Eve Paludan: Reid Lance Rosenthal, author of Threads West, welcome to Jodie Renner’s blog! I’m here as a guest on Jodie’s blog today and I’m so excited to have you join me for this interview. I’m really excited about learning inside information about the creation of your Threads West series and about your life as a fourth-generation land and cattle owner.
Reid Rosenthal: Howdy! I’ll be glad to fill you in on who I am and what I do. And since this is a writing and editing blog, I’ll focus on aspects of the creative writing process, so long as everyone understands that this is all the view of a neophyte. I am under no illusions! I’m still at the point when folks say, “Reid who???”
Eve Paludan: Thanks! It’s great to learn new things about you. I tumbled on your pages on Facebook quite by chance. Your breathtaking photos of rainbows caught my attention. From there, I bought and read your short story on my Amazon Kindle, and then-intrigued-I decided to buy and read your Threads West ebook. And then, I loved it so much that I reviewed it!
Reid Rosenthal: That was a wonderful review, and I was surprised that you reviewed Threads West.
Eve Paludan: As a two-time #1 national best selling author (Writer’s Digest Book Club), a publisher, and an editor, I sometimes give national reviews, but I don’t warn the author! I was so swept away by Threads West. It’s one of those rare reviews I couldn’t wait to write.

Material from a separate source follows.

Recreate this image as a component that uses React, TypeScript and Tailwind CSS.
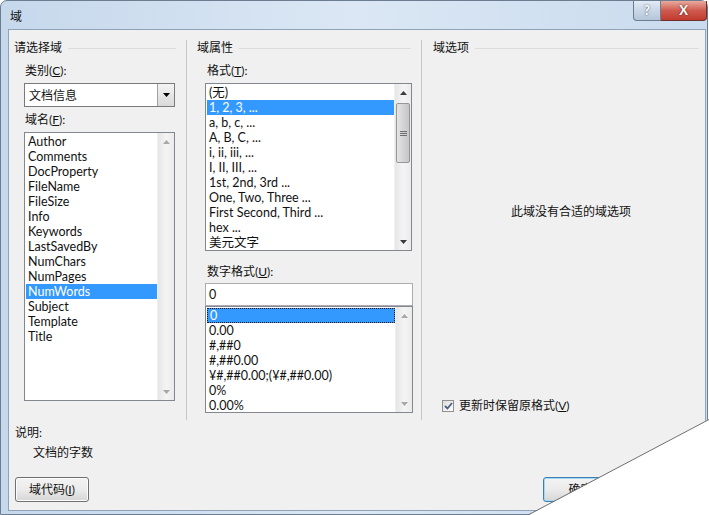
import React from 'react';

const fieldNames = [
  'Author', 'Comments', 'DocProperty', 'FileName', 'FileSize', 'Info', 'Keywords',
  'LastSavedBy', 'NumChars', 'NumPages', 'NumWords', 'Subject', 'Template', 'Title',
];

const formats = [
  '(无)', '1, 2, 3, ...', 'a, b, c, ...', 'A, B, C, ...', 'i, ii, iii, ...', 'I, II, III, ...',
  '1st, 2nd, 3rd ...', 'One, Two, Three ...', 'First Second, Third ...', 'hex ...', '美元文字',
];

const numberFormats = ['0', '0.00', '#,##0', '#,##0.00', '¥#,##0.00;(¥#,##0.00)', '0%', '0.00%'];

function Arrow({ up, disabled }: { up?: boolean; disabled?: boolean }) {
  return (
    <svg width="7" height="4" viewBox="0 0 7 4">
      <path d={up ? 'M0 4 L3.5 0 L7 4 Z' : 'M0 0 L3.5 4 L7 0 Z'} fill={disabled ? '#a8a8a8' : '#3a3a3a'} />
    </svg>
  );
}

function ScrollBar({ thumb, disabled }: { thumb?: boolean; disabled?: boolean }) {
  return (
    <div className="w-[17px] h-full flex flex-col bg-gradient-to-r from-[#e6e6e6] via-[#f4f4f4] to-[#ebebeb] border-l border-[#f0f0f0]">
      <div className="h-[17px] flex items-center justify-center">
        <Arrow up disabled={disabled} />
      </div>
      <div className="flex-1 px-[1px]">
        {thumb && (
          <div className="mt-[2px] h-[60px] rounded-[2px] border border-[#979797] bg-gradient-to-r from-[#e5e5e5] via-[#d4d4d4] to-[#c6c6c6] flex flex-col items-center justify-center gap-[1px]">
            <div className="w-[7px] h-px bg-[#6d6d6d]" />
            <div className="w-[7px] h-px bg-[#6d6d6d]" />
            <div className="w-[7px] h-px bg-[#6d6d6d]" />
          </div>
        )}
      </div>
      <div className="h-[17px] flex items-center justify-center">
        <Arrow disabled={disabled} />
      </div>
    </div>
  );
}

function ListBox({
  items, selected, className, thumb, disabled, focus,
}: {
  items: string[]; selected: number; className: string; thumb?: boolean; disabled?: boolean; focus?: boolean;
}) {
  return (
    <div className={`border border-[#828790] bg-white flex overflow-hidden ${className}`}>
      <div className="flex-1 pt-[1px] pl-[1px] overflow-hidden text-[12.5px]">
        {items.map((item, i) => (
          <div
            key={item}
            className={`h-[15px] pl-[2px] whitespace-nowrap ${
              i === selected ? 'bg-[#3399ff] text-white' : ''
            } ${i === selected && focus ? 'border border-dotted border-[#1a1a1a] pl-[1px] leading-[13px]' : ''}`}
          >
            {item}
          </div>
        ))}
      </div>
      <ScrollBar thumb={thumb} disabled={disabled} />
    </div>
  );
}

function Heading({ text }: { text: string }) {
  return (
    <div className="flex items-center h-[15px] gap-[6px]">
      <span className="whitespace-nowrap">{text}</span>
      <div className="flex-1 h-px bg-[#dcdcdc] mt-[1px]" />
    </div>
  );
}

function Button({ children, def, className = '' }: { children: React.ReactNode; def?: boolean; className?: string }) {
  return (
    <div
      className={`h-[25px] rounded-[3px] border flex items-center justify-center bg-gradient-to-b from-[#f3f3f3] via-[#ebebeb] to-[#d6d6d6] ${
        def ? 'border-[#3c7fb1] shadow-[inset_0_0_0_1px_#a6d8f5]' : 'border-[#707070] shadow-[inset_0_0_0_1px_#fcfcfc]'
      } ${className}`}
    >
      {children}
    </div>
  );
}

export default function App() {
  return (
    <div className="relative w-[709px] h-[515px] overflow-hidden bg-white text-[12px] leading-[15px] text-[#111] font-['Lato','Noto_Sans_CJK_SC',sans-serif]">
      <div className="w-[708px] h-full flex flex-col rounded-tl-[7px] rounded-tr-[7px] border border-[#6c7d92] bg-gradient-to-r from-[#c6d8ec] via-[#dbe7f4] to-[#c9dbee]">
        {/* Title bar */}
        <div className="h-[28px] flex items-start">
          <div className="pl-[9px] pt-[8px]">域</div>
          <div className="ml-auto flex">
            <div className="w-[28px] h-[20px] rounded-bl-[4px] border border-t-0 border-[#6c7d92] bg-gradient-to-b from-[#e3ebf5] via-[#c9d6e6] to-[#b5c6da] flex items-center justify-center text-white font-bold text-[13px] [text-shadow:0_0_2px_#33475e]">
              ?
            </div>
            <div className="w-[46px] h-[20px] rounded-br-[4px] border border-t-0 border-l-0 border-[#6e2f2a] bg-gradient-to-b from-[#e9a99e] via-[#cf5a4f] to-[#c23a2e] flex items-center justify-center text-white font-bold text-[13px] [text-shadow:0_0_2px_#4a1510]">
              X
            </div>
          </div>
        </div>

        {/* Body */}
        <div className="flex-1 ml-[7px] mr-[1px] mb-[3px] border border-[#8fa2b8] bg-[#f0f0f0] flex flex-col">
          <div className="h-[390px] pt-[10px] flex">
            {/* Left column */}
            <div className="w-[177px] pl-[5px] pr-[10px] flex flex-col">
              <Heading text="请选择域" />
              <div className="pl-[10px] flex flex-col">
                <div className="mt-[8px] pl-[1px]">类别(<u>C</u>):</div>
                <div className="mt-[5px] w-[151px] h-[24px] border border-[#7a7a7a] bg-white flex">
                  <div className="flex-1 pl-[4px] flex items-center">文档信息</div>
                  <div className="w-[17px] border-l border-[#a0a0a0] bg-gradient-to-b from-[#f4f4f4] to-[#d9d9d9] flex items-center justify-center">
                    <svg width="7" height="4" viewBox="0 0 7 4">
                      <path d="M0 0 L3.5 4 L7 0 Z" fill="#000" />
                    </svg>
                  </div>
                </div>
                <div className="mt-[5px] pl-[1px]">域名(<u>F</u>):</div>
                <ListBox items={fieldNames} selected={10} disabled className="mt-[5px] w-[151px] h-[269px]" />
              </div>
            </div>

            {/* Middle column */}
            <div className="w-[235px] border-l border-[#c5c5c5] pl-[10px] pr-[10px] flex flex-col">
              <Heading text="域属性" />
              <div className="pl-[8px] flex flex-col">
                <div className="mt-[8px] pl-[2px]">格式(<u>T</u>):</div>
                <ListBox items={formats} selected={1} thumb className="mt-[5px] w-[207px] h-[168px]" />
                <div className="mt-[13px] pl-[2px]">数字格式(<u>U</u>):</div>
                <div className="mt-[4px] w-[208px] h-[23px] border border-[#abadb3] bg-white pl-[3px] flex items-center text-[12.5px]">0</div>
                <ListBox items={numberFormats} selected={0} disabled focus className="w-[208px] h-[107px]" />
              </div>
            </div>

            {/* Right column */}
            <div className="flex-1 border-l border-[#c5c5c5] pl-[11px] pr-[6px] flex flex-col">
              <Heading text="域选项" />
              <div className="mt-[149px] pl-[10px] text-center">此域没有合适的域选项</div>
              <div className="mt-[179px] pl-[9px] flex items-center gap-[5px]">
                <div className="w-[12px] h-[12px] border border-[#8f8f8f] bg-gradient-to-br from-[#dcdcdc] to-[#ffffff] flex items-center justify-center">
                  <svg width="9" height="8" viewBox="0 0 9 8">
                    <path d="M1 4 L3.5 6.5 L8 1" fill="none" stroke="#4a5f80" strokeWidth="1.8" />
                  </svg>
                </div>
                <span>更新时保留原格式(<u>V</u>)</span>
              </div>
            </div>
          </div>

          {/* Bottom */}
          <div className="flex flex-col pl-[6px]">
            <div className="mt-[5px]">说明:</div>
            <div className="mt-[5px] pl-[18px]">文档的字数</div>
            <div className="mt-[17px] flex pr-[4px]">
              <Button className="w-[74px]">域代码(<u>I</u>)</Button>
              <div className="ml-auto flex gap-[8px]">
                <Button def className="w-[75px]">确定</Button>
                <Button className="w-[75px]">取消</Button>
              </div>
            </div>
          </div>
        </div>
      </div>

      {/* Torn page corner */}
      <svg className="absolute right-0 bottom-0" width="180" height="96" viewBox="0 0 180 96">
        <polygon points="0,96 180,0 180,96" fill="#ffffff" />
        <line x1="0" y1="95.5" x2="180" y2="0.5" stroke="#6e6e6e" strokeWidth="1" />
      </svg>
    </div>
  );
}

Reid Rosenthal: Thank you very much, Eve. I’m truly tickled you enjoyed reading it.
Eve Paludan: I sure did. However, it was your photography that first caught my attention. You’ve captured some of the most beautiful scenes I’ve ever seen of the American West, from land to skies and rustic buildings to horses but especially those rainbows; they were just magical. I wondered, how does your professional outdoor photography influence your fiction writing?
Reid Rosenthal: A perceptive query, Eve. In fact, they’re inextricably intertwined. I’m a landscape photographer. I’ve always been enamored and enthralled with the moods of land and environment, and the palpable energy of the Earth. It is, in my opinion, the root and source of all things, including the lives and struggles of the people who fleetingly line dance upon its stage until tapped on the shoulder by successive generations.
Eve Paludan: You do have such a way with words. So, the rainbows inspire you?
Reid Rosenthal: When a moment speaks to me…that peculiar angle of the sun, bursting sky prisms following a rain, shadows creeping with the angle of the waning sun, I must say I’m compelled to capture the image in every way possible. Many times, due simply to the wild and remote places where I spend many of my waking hours-the sheer right-time, right-place luck- I’ve been fortunate to record the power of scenes so vivid as to be mesmerizing. The thrill of knowing that I have recorded a split second that is never, ever, to be repeated as to the angle, time, season, event, or light, makes it all doubly exciting and satisfying. It is these scenes captured on photo frames, and those never-to-be repeated moments like them that underpin the descriptive portion of my writing. When I write to a mood, to a setting-a snapshot of the earth-it’s all there in a picture, somewhere deep in my soul. The pen becomes merely the shutter, and the paper the film.
Eve Paludan: That is truly inspiring. From the very first page of Threads West, I was completely hooked. Most writers have “first-page panic” trying to decide where to start a novel. From all of the places to start your story, how did you choose this sexy opening love scene to grab your reader’s attention?
Reid Rosenthal: Ahhhh! Romance is a wonderful thing…primal like the land, and universal in its appeal and life experience. What better way to start a great story? If the truth be known, one of the few things I did struggle with in writing this first book of the six-novel Threads West, An American Saga series is which chapter to begin the story.